Elena Kozlova, researcher at the Magnitogorsk Museum of History and Local Lore
As part of the round table, current issues were raised, including those related to the activities of the Magnitogorsk Historical and Local Lore Museum as a custodian of the memory of the construction of a factory in our city — a giant of the metallurgical industry. Thus, Liliya Panteleeva in her report made convincing calls to museum workers, volunteers and interested public organizations about the need to work to collect and preserve historical memory in the form of living stories and memories of eyewitnesses of the country’s powerful industrial era.
Alexandra Salatova consolidated the round table participants with interactive forms of work, encouraging them to find new methods and approaches to solving pressing problems of each active association, and in an accessible form outlined the difficulties and advantages of inter-institutional interaction, as well as the interaction of research institutes and museums.
Evgenia Pashentseva, in a report on anthropological research in the Sakhalin region, shared her experience in the field of collecting, preserving, researching and analyzing materials: memories and stories of the oldest residents of the Sakhalin region. Galina Guryanova told about the originality of Yamal cities, about the experience of researching objects that make up museum collections.
In general, the organizers and participants of the round table discussed problems in preserving historical memory and the heritage of the era of industrial culture, and proposed new approaches to solving problems, including the development of software and the creation of a platform for a research ecosystem.
We thank the organizers for the new opportunities revealed during the round table for the development of our museum and wish success in the creative cooperation of state institutions and regional museums, and the joint implementation of planned projects.

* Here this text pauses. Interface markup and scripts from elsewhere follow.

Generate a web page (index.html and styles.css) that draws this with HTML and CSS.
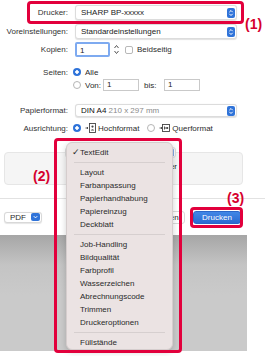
FILE: index.html
```html
<!DOCTYPE html>
<html lang="de">
<head>
<meta charset="utf-8">
<link rel="stylesheet" href="styles.css">
</head>
<body>
<div class="dialog">
  <div class="row r1">
    <span class="lbl">Drucker:</span>
    <div class="popup"><span class="ptext">SHARP BP-xxxxx</span>
      <svg class="chev" width="8" height="10" viewBox="0 0 8 10"><rect width="8" height="10" rx="2" fill="#2f73d9"/><path d="M2.3 4.2 L4 2.5 L5.7 4.2 M2.3 5.8 L4 7.5 L5.7 5.8" stroke="#fff" fill="none" stroke-width="1"/></svg>
    </div>
  </div>
  <div class="row r2">
    <span class="lbl">Voreinstellungen:</span>
    <div class="popup"><span class="ptext">Standardeinstellungen</span>
      <svg class="chev" width="8" height="10" viewBox="0 0 8 10"><rect width="8" height="10" rx="2" fill="#2f73d9"/><path d="M2.3 4.2 L4 2.5 L5.7 4.2 M2.3 5.8 L4 7.5 L5.7 5.8" stroke="#fff" fill="none" stroke-width="1"/></svg>
    </div>
  </div>
  <div class="row r3">
    <span class="lbl">Kopien:</span>
    <div class="ctl">
      <div class="field focus">1</div>
      <svg class="stepper" width="7" height="13" viewBox="0 0 7 13"><path d="M1.5 5 L3.5 2.5 L5.5 5 M1.5 8 L3.5 10.5 L5.5 8" stroke="#555" fill="none" stroke-width="1"/></svg>
      <span class="check"></span><span class="txt">Beidseitig</span>
    </div>
  </div>
  <div class="row r4">
    <span class="lbl">Seiten:</span>
    <div class="ctl"><span class="radio on"></span><span class="txt">Alle</span></div>
  </div>
  <div class="row r5">
    <span class="lbl"></span>
    <div class="ctl">
      <span class="radio"></span><span class="txt von">Von:</span>
      <div class="field small">1</div>
      <span class="txt bis">bis:</span>
      <div class="field small">1</div>
    </div>
  </div>
  <div class="row r6">
    <span class="lbl">Papierformat:</span>
    <div class="popup"><span class="ptext"><b>DIN A4</b> <span class="grey">210 x 297 mm</span></span>
      <svg class="chev" width="8" height="10" viewBox="0 0 8 10"><rect width="8" height="10" rx="2" fill="#2f73d9"/><path d="M2.3 4.2 L4 2.5 L5.7 4.2 M2.3 5.8 L4 7.5 L5.7 5.8" stroke="#fff" fill="none" stroke-width="1"/></svg>
    </div>
  </div>
  <div class="row r7">
    <span class="lbl">Ausrichtung:</span>
    <div class="ctl">
      <span class="radio on"></span>
      <svg class="orient" width="11" height="10" viewBox="0 0 11 10"><path d="M0.5 5 H3 M2 4 L3 5 L2 6" stroke="#444" fill="none" stroke-width="0.9"/><rect x="4.5" y="0.5" width="6" height="9" fill="#fff" stroke="#444" stroke-width="0.9"/><circle cx="7.5" cy="3.6" r="1.1" fill="#444"/><path d="M5.8 7.6 Q7.5 4.8 9.2 7.6 Z" fill="#444"/></svg>
      <span class="txt">Hochformat</span>
      <span class="radio r-q"></span>
      <svg class="orient" width="11" height="10" viewBox="0 0 11 10"><path d="M0.5 5 H3 M2 4 L3 5 L2 6" stroke="#444" fill="none" stroke-width="0.9"/><rect x="3.5" y="1.5" width="7" height="7" fill="#fff" stroke="#444" stroke-width="0.9"/><path d="M5.5 3.5 V6.5 M5.5 5 H8.5" stroke="#444" stroke-width="0.9"/><circle cx="8.3" cy="5" r="1" fill="#444"/></svg>
      <span class="txt">Querformat</span>
    </div>
  </div>
  <div class="panel">
    <div class="panel-popup"><svg class="chev" width="8" height="10" viewBox="0 0 8 10"><rect width="8" height="10" rx="2" fill="#2f73d9"/></svg></div>
    <div class="panel-line">Druckränder</div>
  </div>
  <div class="sep"></div>
  <div class="bottom">
    <div class="pdf">PDF
      <svg width="9" height="8" viewBox="0 0 9 8"><rect width="9" height="8" rx="2" fill="#2f73d9"/><path d="M2.8 3.2 L4.5 4.9 L6.2 3.2" stroke="#fff" fill="none" stroke-width="1"/></svg>
    </div>
    <div class="spacer"></div>
    <div class="btn cancel">Abbrechen</div>
    <div class="btn print">Drucken</div>
  </div>
  <div class="preview"></div>
</div>

<div class="menu">
  <div class="item"><span class="ck">✓</span>TextEdit</div>
  <div class="msep"></div>
  <div class="item">Layout</div>
  <div class="item">Farbanpassung</div>
  <div class="item">Papierhandhabung</div>
  <div class="item">Papiereinzug</div>
  <div class="item">Deckblatt</div>
  <div class="msep"></div>
  <div class="item">Job-Handling</div>
  <div class="item">Bildqualität</div>
  <div class="item">Farbprofil</div>
  <div class="item">Wasserzeichen</div>
  <div class="item">Abrechnungscode</div>
  <div class="item">Trimmen</div>
  <div class="item">Druckeroptionen</div>
  <div class="msep"></div>
  <div class="item">Füllstände</div>
</div>

<div class="mark m1"></div>
<div class="mark m2"></div>
<div class="mark m3"></div>
<div class="num n1">(1)</div>
<div class="num n2">(2)</div>
<div class="num n3">(3)</div>
</body>
</html>
```

FILE: styles.css
```css
* { box-sizing: border-box; margin: 0; padding: 0; }
html, body { width: 265px; height: 356px; }
body {
  margin: 0;
  overflow: hidden;
  background: #fff;
  font-family: "Liberation Sans", Arial, sans-serif;
  font-size: 8px;
  color: #2b2b2b;
  position: relative;
}
.dialog { width: 265px; padding-top: 5px; }
.row { display: flex; align-items: center; }
.lbl { width: 68px; flex: none; text-align: right; color: #333; }
.ctl { display: flex; align-items: center; margin-left: 5px; }
.popup {
  margin-left: 7px;
  width: 162px;
  height: 100%;
  background: #fff;
  border: 1px solid #dcdcdc;
  border-radius: 3px;
  box-shadow: 0 0.5px 1px rgba(0,0,0,0.12);
  display: flex;
  align-items: center;
  padding-left: 5px;
  padding-right: 1px;
}
.ptext { flex: 1; color: #222; }
.ptext b { font-weight: normal; color: #111; }
.grey { color: #8a8a8a; }
.chev { flex: none; display: block; }
.r1 { height: 15px; }
.r2 { height: 15px; margin-top: 4px; }
.r3 { height: 15px; margin-top: 3px; }
.r4 { height: 12px; margin-top: 9px; }
.r5 { height: 12px; margin-top: 1px; }
.r6 { height: 13px; margin-top: 13px; }
.r7 { height: 12px; margin-top: 5px; }
.field {
  background: #fff;
  border: 1px solid #c9c9c9;
  height: 12px;
  line-height: 10px;
  padding-left: 3px;
  color: #222;
}
.field.focus {
  margin-left: 2px;
  width: 35px;
  height: 15px;
  line-height: 13px;
  border: 2px solid #7eaaf0;
  border-radius: 2px;
}
.field.small { width: 36px; }
.stepper { margin-left: 3px; display: block; }
.check {
  width: 8px; height: 8px;
  margin-left: 5px;
  border: 1px solid #b8b8b8;
  border-radius: 2px;
  background: #fff;
}
.txt { margin-left: 4px; color: #2b2b2b; }
.radio {
  width: 8px; height: 8px; flex: none;
  border: 1px solid #b5b5b5;
  border-radius: 50%;
  background: #fff;
}
.radio.on {
  border: none;
  background: radial-gradient(circle, #fff 0 1.5px, #2f73d9 1.9px);
}
.von { margin-left: 4px; width: 18px; }
.bis { margin-left: 5px; width: 20px; }
.orient { margin-left: 4px; display: block; }
.r-q { margin-left: 8px; }
.r7 .orient + .txt { margin-left: 2px; }

.panel {
  position: relative;
  margin-top: 18px;
  margin-left: 4px;
  width: 239px;
  height: 33px;
  background: #f5f5f5;
  border: 1px solid #e6e6e6;
  border-radius: 4px;
}
.panel-popup {
  position: absolute;
  left: 60px; top: -6px;
  width: 111px; height: 11px;
  background: #fff;
  border: 1px solid #dcdcdc;
  border-radius: 3px;
  display: flex; align-items: center; justify-content: flex-end;
  padding-right: 1px;
}
.panel-popup .chev { height: 9px; }
.panel-line { padding-top: 9px; padding-left: 128px; color: #2b2b2b; }
.sep { margin-top: 13px; height: 1px; background: #e2e2e2; }
.bottom {
  display: flex;
  align-items: center;
  margin-top: 11px;
  height: 14px;
  padding-left: 4px;
  padding-right: 24px;
}
.pdf {
  display: flex; align-items: center; gap: 5px;
  height: 11px;
  padding: 0 1px 0 5px;
  background: #fff;
  border: 1px solid #d8d8d8;
  border-radius: 3px;
  box-shadow: 0 0.5px 1px rgba(0,0,0,0.1);
}
.pdf svg { display: block; }
.spacer { flex: 1; }
.btn {
  height: 13px;
  line-height: 12px;
  border-radius: 3px;
  text-align: center;
}
.cancel {
  width: 46px;
  background: #fff;
  border: 1px solid #d8d8d8;
  margin-right: 8px;
  text-align: right;
  padding-right: 7px;
}
.print {
  width: 48px;
  color: #fff;
  background: linear-gradient(#4187e6, #2a6bd2);
  border: 1px solid #2a66c8;
}
.preview {
  margin-top: 11px;
  width: 247px;
  height: 116px;
  background: linear-gradient(#a6a6a6 0, #c4c4c4 30px, #cacaca 60px, #cacaca 100%);
}

.menu {
  position: absolute;
  left: 66px; top: 142px;
  width: 107px; height: 208px;
  background: #ebe3e3;
  border: 1px solid #d5cdcd;
  border-radius: 6px;
  box-shadow: 0 2px 6px rgba(0,0,0,0.18);
  padding-top: 3px;
}
.item {
  height: 13px;
  line-height: 13px;
  padding-left: 13px;
  color: #2a2a2a;
  position: relative;
  white-space: nowrap;
}
.ck { position: absolute; left: 5px; top: 0; font-family: "DejaVu Sans", sans-serif; font-size: 9px; }
.msep { height: 7px; display: flex; align-items: center; padding: 0 7px; }
.msep::before { content: ""; flex: 1; height: 1px; background: #d6cfcf; }

.mark {
  position: absolute;
  border: 3px solid #e2003c;
  border-radius: 4px;
}
.m1 { left: 27px; top: 1px; width: 217px; height: 23px; }
.m2 { left: 54px; top: 138px; width: 128px; height: 215px; }
.m3 { left: 190px; top: 207px; width: 53px; height: 21px; }
.num {
  position: absolute;
  color: #d6002e;
  font-weight: bold;
  font-size: 14px;
  line-height: 14px;
}
.n1 { left: 245px; top: 17px; }
.n2 { left: 33px; top: 169px; }
.n3 { left: 227px; top: 191px; }
```
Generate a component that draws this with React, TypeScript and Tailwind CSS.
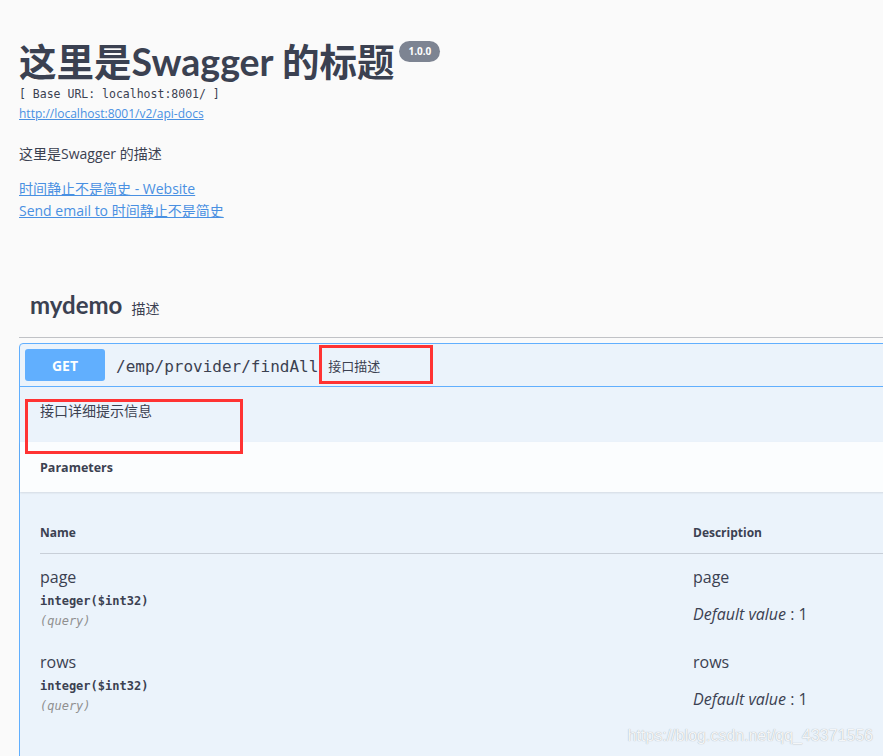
import React from "react";

const sans = "font-['Open_Sans','Noto_Sans_CJK_SC',sans-serif]";
const head = "font-['Lato','Noto_Sans_CJK_SC',sans-serif]";
const mono = "font-['DejaVu_Sans_Mono','Liberation_Mono',monospace]";

const params = [
  { name: "page", type: "integer($int32)", where: "(query)", def: "1" },
  { name: "rows", type: "integer($int32)", where: "(query)", def: "1" },
];

function ParamRow({ p }: { p: (typeof params)[number] }) {
  return (
    <div className="grid grid-cols-[653px_1fr] pt-[11px] pb-[8px]">
      <div>
        <div className="text-[16px] leading-[24px]">{p.name}</div>
        <div className={`${mono} mt-[2px] text-[12px] leading-[20px] font-semibold`}>{p.type}</div>
        <div className={`${mono} text-[12px] leading-[20px] italic text-[#909090]`}>{p.where}</div>
      </div>
      <div>
        <div className="text-[16px] leading-[24px]">{p.name}</div>
        <div className="mt-[13px] text-[16px] leading-[24px]">
          <i>Default value</i> : {p.def}
        </div>
      </div>
    </div>
  );
}

export default function App() {
  return (
    <div className={`${sans} relative h-[756px] w-full overflow-hidden bg-[#fafafa] text-[#3b4151]`}>
      <div className="w-[940px] pl-[19px] pt-[40px]">
        {/* info */}
        <div className="flex items-start">
          <h2 className={`${head} text-[37.5px] leading-[44px] font-bold`}>这里是Swagger 的标题</h2>
          <span className="ml-[5px] mt-[1px] rounded-full bg-[#7d8492] px-[9px] py-[2px] text-[10px] leading-[17px] font-bold text-white">
            1.0.0
          </span>
        </div>
        <div className={`${mono} mt-[1px] text-[11.5px] leading-[18px]`}>[ Base URL: localhost:8001/ ]</div>
        <a className="block mt-[2px] text-[12px] leading-[18px] text-[#4990e2] underline">
          http://localhost:8001/v2/api-docs
        </a>
        <p className="mt-[21px] text-[14px] leading-[20px]">这里是Swagger 的描述</p>
        <div className="mt-[14px] text-[14px] leading-[22px] text-[#4990e2]">
          <a className="block underline">时间静止不是简史 - Website</a>
          <a className="block underline">Send email to 时间静止不是简史</a>
        </div>

        {/* tag */}
        <div className="mt-[68px] flex items-baseline border-b border-[rgba(59,65,81,0.3)] pb-[17px] pl-[11px]">
          <h3 className={`${head} text-[24px] leading-[30px] font-bold`}>mydemo</h3>
          <span className="ml-[9px] text-[14px]">描述</span>
        </div>

        {/* operation */}
        <div className="relative mt-[5px] rounded-[4px] border border-[#61affe] bg-[#ebf3fb]">
          <div className="flex items-center border-b border-[#61affe] p-[5px]">
            <span className="flex h-[32px] w-[80px] items-center justify-center rounded-[3px] bg-[#61affe] text-[14px] font-bold text-white">
              GET
            </span>
            <span className={`${mono} ml-[11px] mt-[3px] text-[16px]`}>/emp/provider/findAll</span>
            <span className="ml-[10px] mt-[3px] text-[13px]">接口描述</span>
          </div>
          <div className="px-[20px] pt-[14px] pb-[21px] text-[14px] leading-[20px]">接口详细提示信息</div>
          <div className="flex h-[50px] items-center bg-white/80 px-[20px] pt-[3px] shadow-[0_1px_2px_rgba(0,0,0,0.1)]">
            <h4 className="text-[12.5px] font-bold">Parameters</h4>
          </div>
          <div className="px-[20px] pt-[31px] pb-[40px]">
            <div className="grid grid-cols-[653px_1fr] border-b border-[rgba(59,65,81,0.2)] pb-[10px] text-[12px] leading-[20px] font-bold">
              <div>Name</div>
              <div>Description</div>
            </div>
            {params.map((p) => (
              <ParamRow key={p.name} p={p} />
            ))}
          </div>

          {/* annotation boxes */}
          <div className="pointer-events-none absolute left-[299px] top-[1px] h-[39px] w-[114px] border-[3px] border-[#ff3333]" />
          <div className="pointer-events-none absolute left-[5px] top-[55px] h-[55px] w-[218px] border-[3px] border-[#ff3333]" />
        </div>
      </div>

      <div className="absolute right-[10px] bottom-[8px] font-['Liberation_Sans',sans-serif] text-[16px] text-[#f4f6f8] [text-shadow:0_0_1px_rgba(0,0,0,0.35)]">
        https://blog.csdn.net/qq_43371556
      </div>
    </div>
  );
}
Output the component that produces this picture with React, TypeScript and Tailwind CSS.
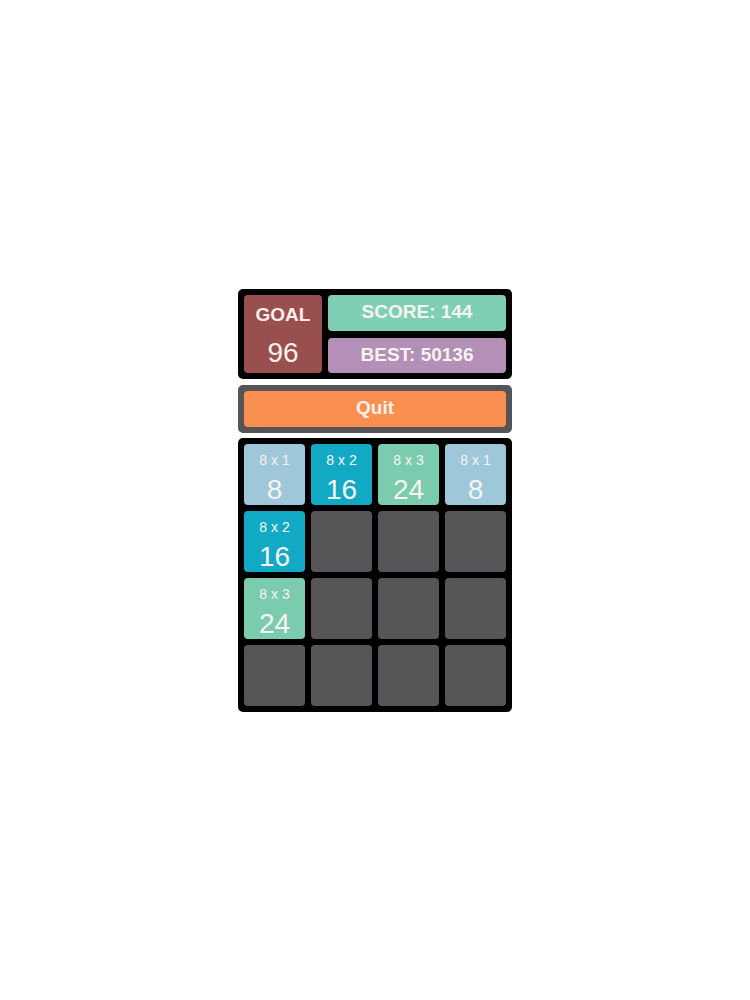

Yulia Kruchinina, specialist in exposition and exhibition activities of the Krasnovishersk Museum of Local Lore
The time quickly passed by participating in the round table discussions at HSE University in Perm. Many problems were discussed and analyzed, and I would like to write words of gratitude for the creation of this project to Liliya Panteleeva and Alexandra Salatova for bringing together experts from all over Russia, for the opportunity to share their own and learn from others’ experience in solving problems in the museum field, for recognizing and forming new important tasks in this direction, which is important for understanding one’s own history.